» **Work to be completed**
Wherever the string "this" appears in a line, extract that line.

===== Given information

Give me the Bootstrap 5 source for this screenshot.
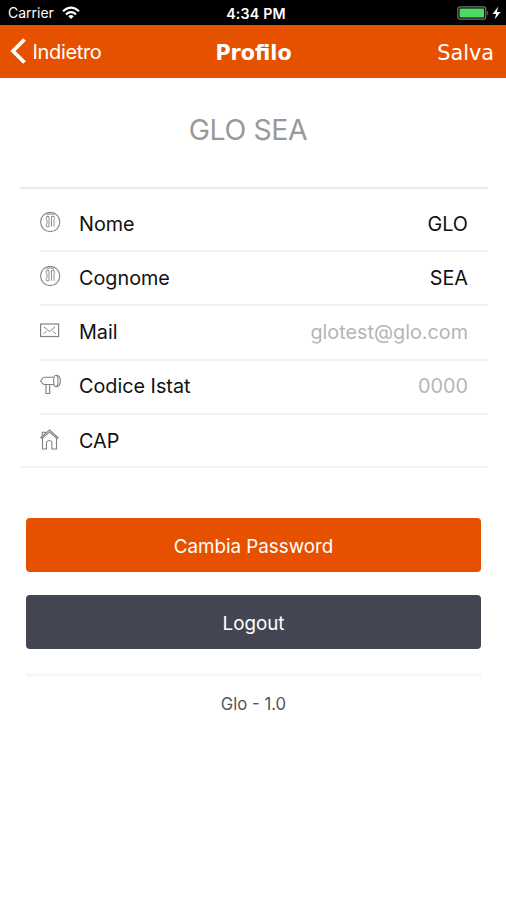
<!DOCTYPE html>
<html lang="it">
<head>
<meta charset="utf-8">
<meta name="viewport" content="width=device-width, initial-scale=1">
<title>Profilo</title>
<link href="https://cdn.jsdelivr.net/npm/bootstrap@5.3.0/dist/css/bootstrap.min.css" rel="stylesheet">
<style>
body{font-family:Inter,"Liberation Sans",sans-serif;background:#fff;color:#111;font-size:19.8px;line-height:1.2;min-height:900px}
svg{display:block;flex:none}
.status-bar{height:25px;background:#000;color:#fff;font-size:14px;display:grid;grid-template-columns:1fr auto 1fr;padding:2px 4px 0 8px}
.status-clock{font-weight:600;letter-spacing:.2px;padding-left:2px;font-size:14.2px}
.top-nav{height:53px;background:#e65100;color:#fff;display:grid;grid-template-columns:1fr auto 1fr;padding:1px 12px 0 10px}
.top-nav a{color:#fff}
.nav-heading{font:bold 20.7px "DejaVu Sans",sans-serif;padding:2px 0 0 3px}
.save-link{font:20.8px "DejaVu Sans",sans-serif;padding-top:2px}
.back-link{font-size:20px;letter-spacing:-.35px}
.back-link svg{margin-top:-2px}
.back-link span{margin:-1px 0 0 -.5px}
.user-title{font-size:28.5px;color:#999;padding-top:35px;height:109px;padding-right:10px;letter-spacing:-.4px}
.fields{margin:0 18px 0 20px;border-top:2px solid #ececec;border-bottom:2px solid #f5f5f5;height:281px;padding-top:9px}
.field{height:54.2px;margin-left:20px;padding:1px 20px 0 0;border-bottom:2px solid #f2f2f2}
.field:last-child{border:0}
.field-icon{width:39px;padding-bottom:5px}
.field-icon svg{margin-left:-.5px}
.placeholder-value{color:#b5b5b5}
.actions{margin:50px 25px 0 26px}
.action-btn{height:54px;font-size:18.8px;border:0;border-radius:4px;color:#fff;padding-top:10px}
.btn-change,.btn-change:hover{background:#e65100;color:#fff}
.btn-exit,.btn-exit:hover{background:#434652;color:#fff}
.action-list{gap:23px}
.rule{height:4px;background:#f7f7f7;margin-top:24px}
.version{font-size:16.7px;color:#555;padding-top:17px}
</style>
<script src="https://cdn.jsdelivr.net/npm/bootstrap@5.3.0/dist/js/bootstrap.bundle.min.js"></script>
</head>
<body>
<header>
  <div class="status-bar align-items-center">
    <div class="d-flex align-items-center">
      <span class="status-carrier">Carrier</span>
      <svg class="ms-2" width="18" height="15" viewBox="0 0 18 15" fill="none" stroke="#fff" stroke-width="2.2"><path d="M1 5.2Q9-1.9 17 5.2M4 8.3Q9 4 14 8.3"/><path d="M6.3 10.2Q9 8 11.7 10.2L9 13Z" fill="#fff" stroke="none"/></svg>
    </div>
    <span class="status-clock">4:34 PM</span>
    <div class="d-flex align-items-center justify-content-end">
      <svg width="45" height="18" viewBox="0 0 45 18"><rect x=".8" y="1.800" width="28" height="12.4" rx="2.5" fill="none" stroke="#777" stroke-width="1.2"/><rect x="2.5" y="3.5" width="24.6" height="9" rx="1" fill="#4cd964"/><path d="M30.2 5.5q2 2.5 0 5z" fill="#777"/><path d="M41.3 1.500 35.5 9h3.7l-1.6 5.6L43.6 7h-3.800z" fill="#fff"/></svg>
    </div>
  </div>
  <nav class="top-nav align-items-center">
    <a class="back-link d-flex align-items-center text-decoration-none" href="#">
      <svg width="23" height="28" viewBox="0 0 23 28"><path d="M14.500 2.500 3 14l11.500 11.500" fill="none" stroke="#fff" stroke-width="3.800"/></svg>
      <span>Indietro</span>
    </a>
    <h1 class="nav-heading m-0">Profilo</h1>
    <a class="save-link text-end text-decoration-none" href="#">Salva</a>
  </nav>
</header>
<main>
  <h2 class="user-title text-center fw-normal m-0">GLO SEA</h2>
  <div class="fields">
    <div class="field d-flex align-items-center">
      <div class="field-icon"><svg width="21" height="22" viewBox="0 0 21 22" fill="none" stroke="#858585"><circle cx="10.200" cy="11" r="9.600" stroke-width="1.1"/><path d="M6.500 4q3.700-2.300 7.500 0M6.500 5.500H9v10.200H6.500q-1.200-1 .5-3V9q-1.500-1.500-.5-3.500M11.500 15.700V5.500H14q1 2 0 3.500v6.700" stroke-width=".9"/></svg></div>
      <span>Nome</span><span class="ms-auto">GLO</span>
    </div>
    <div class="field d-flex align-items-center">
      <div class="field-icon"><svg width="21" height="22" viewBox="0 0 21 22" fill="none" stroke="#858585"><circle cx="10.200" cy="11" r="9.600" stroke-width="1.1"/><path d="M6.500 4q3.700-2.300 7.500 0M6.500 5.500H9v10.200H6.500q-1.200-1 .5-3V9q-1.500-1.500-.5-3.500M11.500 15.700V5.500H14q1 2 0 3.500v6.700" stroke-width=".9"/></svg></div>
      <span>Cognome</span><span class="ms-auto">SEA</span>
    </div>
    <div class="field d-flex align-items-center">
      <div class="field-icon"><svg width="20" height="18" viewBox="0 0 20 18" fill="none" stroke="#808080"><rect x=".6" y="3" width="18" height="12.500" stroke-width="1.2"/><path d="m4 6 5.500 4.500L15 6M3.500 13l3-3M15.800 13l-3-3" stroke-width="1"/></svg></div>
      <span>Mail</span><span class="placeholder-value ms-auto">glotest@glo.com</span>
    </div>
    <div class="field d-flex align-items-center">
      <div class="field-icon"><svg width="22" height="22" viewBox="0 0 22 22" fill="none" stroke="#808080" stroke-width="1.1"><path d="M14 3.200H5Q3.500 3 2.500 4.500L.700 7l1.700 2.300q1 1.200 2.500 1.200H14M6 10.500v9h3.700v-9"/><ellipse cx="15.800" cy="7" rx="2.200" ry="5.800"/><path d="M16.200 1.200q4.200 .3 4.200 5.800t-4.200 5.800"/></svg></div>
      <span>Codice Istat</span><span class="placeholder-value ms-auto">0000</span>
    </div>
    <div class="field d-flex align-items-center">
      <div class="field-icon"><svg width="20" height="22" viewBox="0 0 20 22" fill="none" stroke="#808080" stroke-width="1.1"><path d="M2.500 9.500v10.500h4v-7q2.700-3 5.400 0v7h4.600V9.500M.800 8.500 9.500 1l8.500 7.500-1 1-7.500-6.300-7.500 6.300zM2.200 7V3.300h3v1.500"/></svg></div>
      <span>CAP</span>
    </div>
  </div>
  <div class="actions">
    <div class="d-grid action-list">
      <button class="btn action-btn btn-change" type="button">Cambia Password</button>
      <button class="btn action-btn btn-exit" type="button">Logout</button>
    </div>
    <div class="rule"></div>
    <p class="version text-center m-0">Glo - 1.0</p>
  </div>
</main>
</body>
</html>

==========
===== Given information

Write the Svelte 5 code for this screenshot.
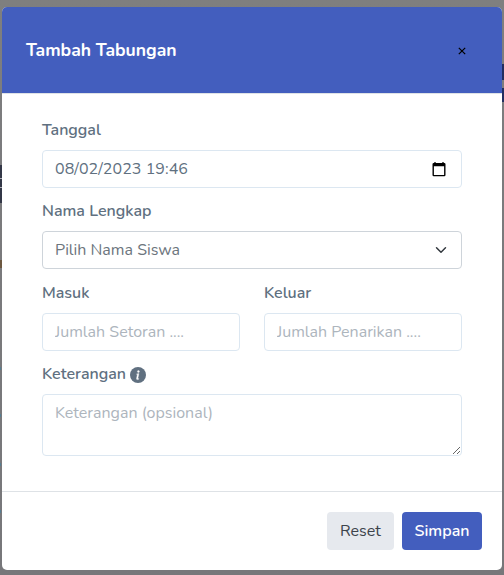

==========

» **Output of the task**
Give me the Bootstrap 5 source for this screenshot.
Write the Svelte 5 code for this screenshot.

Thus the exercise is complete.